● Goal
Exactly repeat the material, dropping every picture from the copy.

━━━━

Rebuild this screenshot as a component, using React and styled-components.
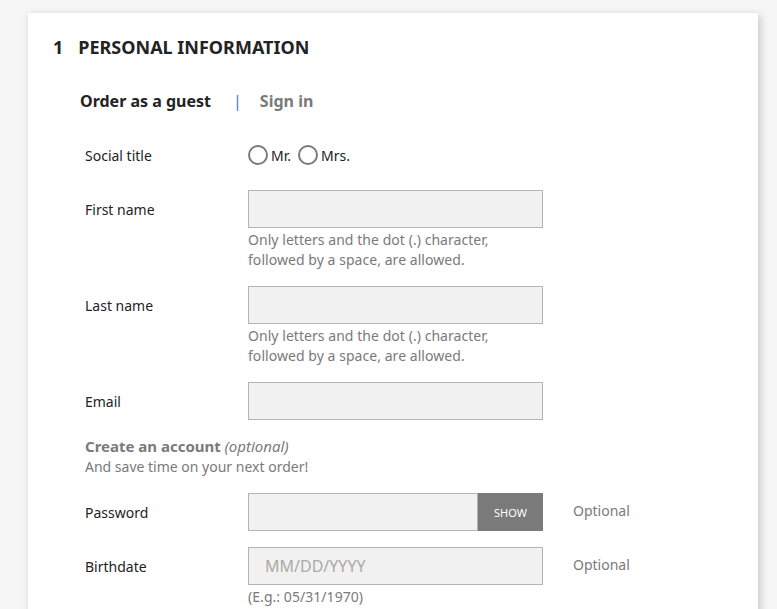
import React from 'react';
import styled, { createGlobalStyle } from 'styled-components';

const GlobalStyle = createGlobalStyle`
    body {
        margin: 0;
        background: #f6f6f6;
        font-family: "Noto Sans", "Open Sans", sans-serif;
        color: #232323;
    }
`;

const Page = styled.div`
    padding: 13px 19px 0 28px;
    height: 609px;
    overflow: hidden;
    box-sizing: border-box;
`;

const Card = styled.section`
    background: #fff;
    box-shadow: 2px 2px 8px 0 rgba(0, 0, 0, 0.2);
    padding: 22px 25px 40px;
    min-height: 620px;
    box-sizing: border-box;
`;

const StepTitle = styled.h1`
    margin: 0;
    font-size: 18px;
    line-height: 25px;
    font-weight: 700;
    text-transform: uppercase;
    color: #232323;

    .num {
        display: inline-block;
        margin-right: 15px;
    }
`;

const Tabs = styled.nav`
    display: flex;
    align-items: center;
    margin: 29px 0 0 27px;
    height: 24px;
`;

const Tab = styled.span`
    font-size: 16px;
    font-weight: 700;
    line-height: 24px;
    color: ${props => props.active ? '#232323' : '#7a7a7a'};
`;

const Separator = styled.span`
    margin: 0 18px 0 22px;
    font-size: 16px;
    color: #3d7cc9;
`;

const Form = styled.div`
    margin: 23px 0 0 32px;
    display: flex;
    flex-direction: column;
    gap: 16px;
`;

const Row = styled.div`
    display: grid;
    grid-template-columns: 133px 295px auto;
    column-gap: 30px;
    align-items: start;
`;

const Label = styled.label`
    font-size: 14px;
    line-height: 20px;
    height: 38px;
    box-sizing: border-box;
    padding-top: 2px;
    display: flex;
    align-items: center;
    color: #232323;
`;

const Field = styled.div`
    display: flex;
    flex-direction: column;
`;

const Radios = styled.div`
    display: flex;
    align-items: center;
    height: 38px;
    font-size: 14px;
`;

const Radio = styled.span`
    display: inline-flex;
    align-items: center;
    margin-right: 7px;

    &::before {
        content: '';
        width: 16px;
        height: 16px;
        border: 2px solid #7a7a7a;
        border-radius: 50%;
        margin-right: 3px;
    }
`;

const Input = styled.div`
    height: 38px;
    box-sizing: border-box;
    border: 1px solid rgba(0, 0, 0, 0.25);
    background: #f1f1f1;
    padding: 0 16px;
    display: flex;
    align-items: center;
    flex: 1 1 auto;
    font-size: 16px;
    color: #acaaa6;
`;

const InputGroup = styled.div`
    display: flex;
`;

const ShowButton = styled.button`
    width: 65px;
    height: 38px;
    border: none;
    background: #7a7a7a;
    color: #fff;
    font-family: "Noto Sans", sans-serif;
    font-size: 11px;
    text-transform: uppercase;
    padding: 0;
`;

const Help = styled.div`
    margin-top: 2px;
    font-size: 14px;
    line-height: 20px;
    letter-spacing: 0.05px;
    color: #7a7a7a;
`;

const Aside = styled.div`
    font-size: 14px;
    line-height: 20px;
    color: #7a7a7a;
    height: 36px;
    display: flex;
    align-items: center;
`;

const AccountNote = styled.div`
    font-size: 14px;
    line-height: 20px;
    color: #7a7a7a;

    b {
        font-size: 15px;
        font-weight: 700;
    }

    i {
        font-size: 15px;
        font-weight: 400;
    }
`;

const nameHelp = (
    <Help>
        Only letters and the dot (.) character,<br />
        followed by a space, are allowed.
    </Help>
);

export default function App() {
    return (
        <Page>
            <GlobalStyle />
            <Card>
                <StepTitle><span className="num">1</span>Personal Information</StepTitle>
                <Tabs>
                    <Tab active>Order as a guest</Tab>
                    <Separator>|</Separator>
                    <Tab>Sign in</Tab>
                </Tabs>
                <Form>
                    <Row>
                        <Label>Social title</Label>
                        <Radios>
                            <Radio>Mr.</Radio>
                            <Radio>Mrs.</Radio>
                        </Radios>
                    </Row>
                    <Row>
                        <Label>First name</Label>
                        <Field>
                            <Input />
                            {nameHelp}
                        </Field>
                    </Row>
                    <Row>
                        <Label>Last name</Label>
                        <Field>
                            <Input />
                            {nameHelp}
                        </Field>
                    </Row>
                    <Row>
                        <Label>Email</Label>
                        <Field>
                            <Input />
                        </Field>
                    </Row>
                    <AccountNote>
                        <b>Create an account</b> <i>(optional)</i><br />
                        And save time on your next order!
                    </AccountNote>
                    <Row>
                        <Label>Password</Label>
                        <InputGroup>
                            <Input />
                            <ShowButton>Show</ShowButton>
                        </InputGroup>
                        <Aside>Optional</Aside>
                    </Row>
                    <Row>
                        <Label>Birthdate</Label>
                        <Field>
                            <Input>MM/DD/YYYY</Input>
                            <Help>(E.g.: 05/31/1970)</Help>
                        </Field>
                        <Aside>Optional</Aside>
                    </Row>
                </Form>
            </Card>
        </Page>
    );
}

━━━━

● Result of this exercise
Rebuild this screenshot as a component, using React and styled-components.
import React from 'react';
import styled, { createGlobalStyle } from 'styled-components';

const GlobalStyle = createGlobalStyle`
    body {
        margin: 0;
        background: #f6f6f6;
        font-family: "Noto Sans", "Open Sans", sans-serif;
        color: #232323;
    }
`;

const Page = styled.div`
    padding: 13px 19px 0 28px;
    height: 609px;
    overflow: hidden;
    box-sizing: border-box;
`;

const Card = styled.section`
    background: #fff;
    box-shadow: 2px 2px 8px 0 rgba(0, 0, 0, 0.2);
    padding: 22px 25px 40px;
    min-height: 620px;
    box-sizing: border-box;
`;

const StepTitle = styled.h1`
    margin: 0;
    font-size: 18px;
    line-height: 25px;
    font-weight: 700;
    text-transform: uppercase;
    color: #232323;

    .num {
        display: inline-block;
        margin-right: 15px;
    }
`;

const Tabs = styled.nav`
    display: flex;
    align-items: center;
    margin: 29px 0 0 27px;
    height: 24px;
`;

const Tab = styled.span`
    font-size: 16px;
    font-weight: 700;
    line-height: 24px;
    color: ${props => props.active ? '#232323' : '#7a7a7a'};
`;

const Separator = styled.span`
    margin: 0 18px 0 22px;
    font-size: 16px;
    color: #3d7cc9;
`;

const Form = styled.div`
    margin: 23px 0 0 32px;
    display: flex;
    flex-direction: column;
    gap: 16px;
`;

const Row = styled.div`
    display: grid;
    grid-template-columns: 133px 295px auto;
    column-gap: 30px;
    align-items: start;
`;

const Label = styled.label`
    font-size: 14px;
    line-height: 20px;
    height: 38px;
    box-sizing: border-box;
    padding-top: 2px;
    display: flex;
    align-items: center;
    color: #232323;
`;

const Field = styled.div`
    display: flex;
    flex-direction: column;
`;

const Radios = styled.div`
    display: flex;
    align-items: center;
    height: 38px;
    font-size: 14px;
`;

const Radio = styled.span`
    display: inline-flex;
    align-items: center;
    margin-right: 7px;

    &::before {
        content: '';
        width: 16px;
        height: 16px;
        border: 2px solid #7a7a7a;
        border-radius: 50%;
        margin-right: 3px;
    }
`;

const Input = styled.div`
    height: 38px;
    box-sizing: border-box;
    border: 1px solid rgba(0, 0, 0, 0.25);
    background: #f1f1f1;
    padding: 0 16px;
    display: flex;
    align-items: center;
    flex: 1 1 auto;
    font-size: 16px;
    color: #acaaa6;
`;

const InputGroup = styled.div`
    display: flex;
`;

const ShowButton = styled.button`
    width: 65px;
    height: 38px;
    border: none;
    background: #7a7a7a;
    color: #fff;
    font-family: "Noto Sans", sans-serif;
    font-size: 11px;
    text-transform: uppercase;
    padding: 0;
`;

const Help = styled.div`
    margin-top: 2px;
    font-size: 14px;
    line-height: 20px;
    letter-spacing: 0.05px;
    color: #7a7a7a;
`;

const Aside = styled.div`
    font-size: 14px;
    line-height: 20px;
    color: #7a7a7a;
    height: 36px;
    display: flex;
    align-items: center;
`;

const AccountNote = styled.div`
    font-size: 14px;
    line-height: 20px;
    color: #7a7a7a;

    b {
        font-size: 15px;
        font-weight: 700;
    }

    i {
        font-size: 15px;
        font-weight: 400;
    }
`;

const nameHelp = (
    <Help>
        Only letters and the dot (.) character,<br />
        followed by a space, are allowed.
    </Help>
);

export default function App() {
    return (
        <Page>
            <GlobalStyle />
            <Card>
                <StepTitle><span className="num">1</span>Personal Information</StepTitle>
                <Tabs>
                    <Tab active>Order as a guest</Tab>
                    <Separator>|</Separator>
                    <Tab>Sign in</Tab>
                </Tabs>
                <Form>
                    <Row>
                        <Label>Social title</Label>
                        <Radios>
                            <Radio>Mr.</Radio>
                            <Radio>Mrs.</Radio>
                        </Radios>
                    </Row>
                    <Row>
                        <Label>First name</Label>
                        <Field>
                            <Input />
                            {nameHelp}
                        </Field>
                    </Row>
                    <Row>
                        <Label>Last name</Label>
                        <Field>
                            <Input />
                            {nameHelp}
                        </Field>
                    </Row>
                    <Row>
                        <Label>Email</Label>
                        <Field>
                            <Input />
                        </Field>
                    </Row>
                    <AccountNote>
                        <b>Create an account</b> <i>(optional)</i><br />
                        And save time on your next order!
                    </AccountNote>
                    <Row>
                        <Label>Password</Label>
                        <InputGroup>
                            <Input />
                            <ShowButton>Show</ShowButton>
                        </InputGroup>
                        <Aside>Optional</Aside>
                    </Row>
                    <Row>
                        <Label>Birthdate</Label>
                        <Field>
                            <Input>MM/DD/YYYY</Input>
                            <Help>(E.g.: 05/31/1970)</Help>
                        </Field>
                        <Aside>Optional</Aside>
                    </Row>
                </Form>
            </Card>
        </Page>
    );
}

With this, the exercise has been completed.